February 28, 2008

Don’t just blame Basel II, Basel I where it started is also to blame

Sir Harold Benink and George Kaufman wrote that “Turmoil reveals the inadequacy of Basel II” February 28 and I disagree. Basel II has not even been fully implemented yet and what the turmoil really reveals is that Basel I is also inadequate.

Among other Benink and Kaufman recommends more discipline in the oversight by the markets but mention as a problem the lack of incentives for professional investors to use information in an optimal way. Of course they are right. What is the sustainable incentive in a system that no matter what the bank could think of a credit it is still the credit rating agency that calls the shots? The way out of this conundrum that I have been proposing for quite a while now is to include the minimum capital requirements calculated as current with the help of the credit rating agencies as a footnote and impose on the banks a minimum percentage of capital to assets requirement, for instance 8 percent.
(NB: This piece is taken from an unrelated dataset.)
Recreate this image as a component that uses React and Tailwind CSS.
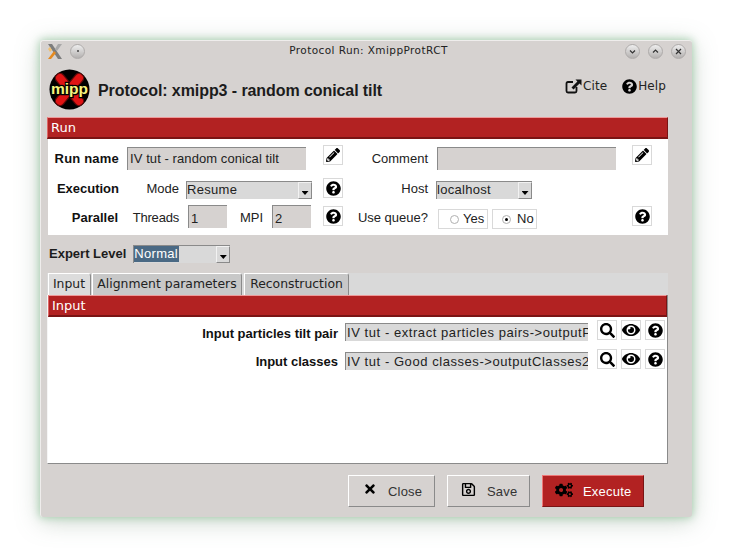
import React from "react";
import { FaPencilAlt, FaQuestionCircle, FaSearch, FaEye, FaTimes, FaRegSave, FaCogs } from "react-icons/fa";

const sans = "font-['Liberation_Sans',sans-serif]";
const dejavu = "font-['DejaVu_Sans',sans-serif]";

function IconBtn({ children, className = "" }) {
  return (
    <div className={"w-5 h-5 shrink-0 bg-white border border-[#d9d9d9] flex items-center justify-center text-black " + className}>
      {children}
    </div>
  );
}

function Bar({ children }) {
  return (
    <div className={"h-[22px] bg-[#b22222] border-t border-t-[#ee9999] border-l border-l-[#d66] border-b-2 border-b-[#7a1414] border-r border-r-[#7a1414] text-white text-[13px] leading-[20px] pl-[3px] " + dejavu}>
      {children}
    </div>
  );
}

function Input({ className = "", children }) {
  return (
    <div className={"h-[23px] shrink-0 bg-[#d6d2d0] border-t border-l border-[#8a8a8a] text-[13px] leading-[21px] pl-[2px] text-[#222] overflow-hidden whitespace-nowrap " + className}>
      {children}
    </div>
  );
}

function Select({ className = "", children, selected }) {
  return (
    <div className={"h-[18px] shrink-0 bg-[#d9d9d9] border-t border-l border-[#8a8a8a] flex items-stretch text-[13px] leading-[16px] text-[#222] tracking-[0.3px] " + className}>
      <span className="flex-1">
        {selected ? <span className="bg-[#4a6984] text-white inline-block pr-[1px]">{children}</span> : children}
      </span>
      <span className="w-[14px] bg-[#d9d9d9] border border-[#f2f2f2] border-r-[#8a8a8a] border-b-[#8a8a8a] flex items-end justify-center pb-[3px]">
        <span className="w-[7px] h-[4px] bg-black [clip-path:polygon(0_0,100%_0,50%_100%)]"></span>
      </span>
    </div>
  );
}

function Radio({ label, checked, className = "" }) {
  return (
    <div className={"h-5 bg-white border border-[#d9d9d9] flex items-center text-[13px] text-[#222] " + className}>
      <span className="w-[9px] h-[9px] rounded-full border border-[#b0b0b0] flex items-center justify-center bg-white">
        {checked && <span className="w-[3px] h-[3px] rounded-full bg-black"></span>}
      </span>
      {label}
    </div>
  );
}

function WinBtn({ children }) {
  return (
    <div className="w-[15px] h-[15px] rounded-full border border-[#aeabaa] bg-gradient-to-b from-[#eeeeee] to-[#b4b1b0] flex items-center justify-center">
      <svg width="9" height="9" viewBox="0 0 9 9" fill="none" stroke="#333" strokeWidth="1.2">{children}</svg>
    </div>
  );
}

function Logo() {
  return (
    <svg width="41" height="41" viewBox="0 0 41 41" className="shrink-0">
      <circle cx="20.5" cy="20.5" r="20" fill="#000" />
      <g stroke="#5a0808" strokeWidth="10.5" strokeLinecap="round">
        <path d="M11 9 L30 32" />
        <path d="M30 9 L11 32" />
      </g>
      <g stroke="#df1414" strokeWidth="8" strokeLinecap="round">
        <path d="M11 9 L30 32" />
        <path d="M30 9 L11 32" />
      </g>
      <text x="20.5" y="25" textAnchor="middle" fontFamily="Liberation Sans, sans-serif" fontWeight="700" fontSize="15.5" fill="#f6f37e" stroke="#000" strokeWidth="2.5" paintOrder="stroke">mipp</text>
    </svg>
  );
}

export default function App() {
  return (
    <div className={"w-[732px] h-[557px] bg-white pt-[40px] pl-[40px] overflow-hidden " + sans}>
      <div className="w-[652px] h-[477px] bg-[#d6d2d0] rounded-[3px] border-t border-l border-[#efedec] flex flex-col shadow-[0_0_8px_#9fcca8,0_4px_24px_rgba(100,130,105,0.35)]">
        {/* title bar */}
        <div className="h-[20px] flex items-center pl-[6px] pr-[6px]">
          <svg width="16" height="17" viewBox="0 0 16 17" className="shrink-0">
            <path d="M1 1 L5 1 L15 16 L11 16 Z" fill="#7d7d7d" />
            <path d="M11 1 L15 1 L10 8 L8 6 Z" fill="#a8a8a8" />
            <path d="M7 8 L9 10 L4 16 L1 16 Z" fill="#e58a1f" />
            <path d="M3 4 L5 7 L3 9 L1 6 Z" fill="#f0c070" />
          </svg>
          <div className="ml-[7px] w-[15px] h-[15px] rounded-full border border-[#aeabaa] bg-gradient-to-b from-[#eeeeee] to-[#b4b1b0] flex items-center justify-center">
            <span className="w-[2px] h-[2px] rounded-full bg-[#444]"></span>
          </div>
          <div className={"flex-1 text-center text-[10.5px] tracking-[0.42px] text-[#222] pl-[27px] " + dejavu}>Protocol Run: XmippProtRCT</div>
          <div className="flex gap-2">
            <WinBtn><path d="M2 3.5 L4.5 6 L7 3.5" /></WinBtn>
            <WinBtn><path d="M2 5.5 L4.5 3 L7 5.5" /></WinBtn>
            <WinBtn><path d="M2 2 L7 7 M7 2 L2 7" /></WinBtn>
          </div>
        </div>

        {/* header */}
        <div className="h-[48px] mt-[8px] flex items-start pl-[8px] pr-[26px]">
          <Logo />
          <div className="ml-[8px] mt-[10px] text-[16px] font-bold text-[#1c1c1c] tracking-[-0.08px]">Protocol: xmipp3 - random conical tilt</div>
          <div className={"ml-auto mt-[8px] flex items-center text-[12px] text-[#222] tracking-[0.1px] " + dejavu}>
            <svg width="17" height="15" viewBox="0 0 17 15" className="mr-[1px]">
              <path d="M8 3 H3 Q1.5 3 1.5 4.5 V12 Q1.5 13.5 3 13.5 H10 Q11.5 13.5 11.5 12 V8" fill="none" stroke="#111" strokeWidth="1.8" />
              <path d="M10.5 0.5 H16.5 V6.5 L14.5 4.6 L8.5 10.5 L6.5 8.5 L12.4 2.5 Z" fill="#111" />
            </svg>
            Cite
            <FaQuestionCircle className="ml-[15px] mr-[1px] text-[15px] text-black" />
            Help
          </div>
        </div>

        {/* run section */}
        <div className="ml-[6px] w-[621px]">
          <Bar>Run</Bar>
          <div className="bg-white h-[96px] ml-[1px] text-[13px] text-[#222] pt-[6px]">
            <div className="flex items-start h-[25px]">
              <div className="w-[71px] mt-[4px] text-right font-bold text-[#111] tracking-[0.2px]">Run name</div>
              <Input className="ml-2 w-[179px] mt-[2px] tracking-[0.08px]">IV tut - random conical tilt</Input>
              <IconBtn className="ml-[17px]"><FaPencilAlt size={14} /></IconBtn>
              <div className="w-[85px] mt-[4px] text-right">Comment</div>
              <Input className="ml-[9px] w-[179px] mt-[2px]"></Input>
              <IconBtn className="ml-4"><FaPencilAlt size={14} /></IconBtn>
            </div>
            <div className="flex items-start mt-[8px] h-5">
              <div className="w-[71px] mt-[1px] text-right font-bold text-[#111]">Execution</div>
              <div className="w-[60px] mt-[1px] text-right">Mode</div>
              <Select className="ml-[7px] w-[126px] mt-[3px]">Resume</Select>
              <IconBtn className="ml-[11px]"><FaQuestionCircle size={15} /></IconBtn>
              <div className="w-[85px] mt-[1px] text-right">Host</div>
              <Select className="ml-2 w-[96px] mt-[3px]">localhost</Select>
            </div>
            <div className="flex items-start mt-[7px] h-6">
              <div className="w-[70px] mt-[3px] text-right font-bold text-[#111]">Parallel</div>
              <div className="w-[61px] mt-[3px] text-right tracking-[-0.2px]">Threads</div>
              <Input className="ml-[9px] w-[39px] !leading-[26px]">1</Input>
              <div className="w-[36px] mt-[3px] text-right">MPI</div>
              <Input className="ml-[9px] w-[39px] !leading-[26px]">2</Input>
              <IconBtn className="ml-[12px] mt-[1px]"><FaQuestionCircle size={15} /></IconBtn>
              <div className="w-[85px] mt-[3px] text-right">Use queue?</div>
              <Radio label="Yes" className="ml-[10px] w-[50px] mt-[4px] pl-[11px] gap-[4px]" />
              <Radio label="No" checked className="ml-1 w-[45px] mt-[4px] pl-[9px] gap-[6px]" />
              <IconBtn className="ml-[95px] mt-[1px]"><FaQuestionCircle size={15} /></IconBtn>
            </div>
          </div>
        </div>

        {/* expert level */}
        <div className="mt-[10px] ml-[8px] flex items-center h-[18px] text-[13px]">
          <div className="font-bold text-[#1c1c1c]">Expert Level</div>
          <Select selected className="ml-[7px] w-[97px]">Normal</Select>
        </div>

        {/* tabs */}
        <div className="mt-[10px] ml-[6px] w-[621px]">
          <div className={"h-[22px] bg-[#d9d9d9] flex items-end pl-[1px] gap-[1px] text-[12.4px] text-[#222] whitespace-nowrap " + dejavu}>
            <div className="h-[22px] w-[43px] pr-[1px] bg-[#dcdcdc] border-t border-l border-white border-r-[#8a8a8a] border-r rounded-tr-[3px] flex items-center justify-center">Input</div>
            <div className="h-[22px] w-[150px] bg-[#c8c8c8] border-t border-l border-white border-r-[#8a8a8a] border-r rounded-tr-[3px] flex items-center justify-center">Alignment parameters</div>
            <div className="ml-[1px] h-[22px] w-[105px] bg-[#c8c8c8] border-t border-l border-white border-r-[#8a8a8a] border-r rounded-tr-[3px] flex items-center justify-center">Reconstruction</div>
          </div>
          <div className="border-r border-b border-[#8a8a8a] border-l border-l-[#f5f5f5] bg-white h-[169px]">
            <Bar>Input</Bar>
            <div className="text-[13px] font-bold text-[#111]">
              <div className="flex items-start mt-[3px] h-5">
                <div className="w-[290px] mt-[4px] text-right">Input particles tilt pair</div>
                <Input className="ml-[7px] w-[243px] !pl-[1px] !h-[18px] !bg-[#d9d9d9] !leading-[17px] font-normal tracking-[0.56px] mt-[3px]">IV tut - extract particles pairs-&gt;outputParticlesTiltPair</Input>
                <IconBtn className="ml-[9px]"><FaSearch size={15} /></IconBtn>
                <IconBtn className="ml-1"><FaEye size={18} /></IconBtn>
                <IconBtn className="ml-1"><FaQuestionCircle size={15} /></IconBtn>
              </div>
              <div className="flex items-start mt-[9px] h-5">
                <div className="w-[290px] mt-[3px] text-right">Input classes</div>
                <Input className="ml-[7px] w-[243px] !pl-[1px] !h-[18px] !bg-[#d9d9d9] !leading-[17px] font-normal tracking-[0.56px] mt-[3px]">IV tut - Good classes-&gt;outputClasses2D</Input>
                <IconBtn className="ml-[9px]"><FaSearch size={15} /></IconBtn>
                <IconBtn className="ml-1"><FaEye size={18} /></IconBtn>
                <IconBtn className="ml-1"><FaQuestionCircle size={15} /></IconBtn>
              </div>
            </div>
          </div>
        </div>

        {/* footer */}
        <div className="mt-[11px] ml-[307px] flex items-stretch h-[32px] text-[13px]">
          <div className="w-[87px] border border-t-white border-l-white border-r-[#8a8a8a] border-b-[#8a8a8a] flex items-center pl-[14px] text-[#333]">
            <FaTimes size={14} className="text-black -mt-[4px]" />
            <span className="ml-[11px] mt-[2px] tracking-[0.2px]">Close</span>
          </div>
          <div className="ml-3 w-[83px] border border-t-white border-l-white border-r-[#8a8a8a] border-b-[#8a8a8a] flex items-center pl-[13px] text-[#333]">
            <FaRegSave size={15} className="text-black -mt-[4px]" />
            <span className="ml-[11px] mt-[2px] tracking-[0.2px]">Save</span>
          </div>
          <div className="ml-3 w-[102px] bg-[#b22222] border border-t-[#ee7777] border-l-[#ee7777] border-r-[#7a1414] border-b-[#7a1414] flex items-center pl-[12px] text-white">
            <FaCogs size={18} className="text-black -mt-[3px]" />
            <span className="ml-[10px] mt-[2px] tracking-[0.2px]">Execute</span>
          </div>
        </div>
      </div>
    </div>
  );
}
Doing so would free us not only from the regulatory arbitrage that has stimulated banks to hide risks in other places but also from that systemic risk produced by the credit rating agencies and that has entities like the monolines sweating out ways of how to respond to crazy ultimatums type “you got five days to find capital or I downgrade you and you’re history”, something especially painful considering that if the credit rating agencies had done their job correctly in the first place the monolines would never have been in their current predicament.

PS. Update December 2012. When I wrote this comment I was not aware of how much of Basel II had been implemented in Europe and I had also since 1997 been expressing concerns about Basel I.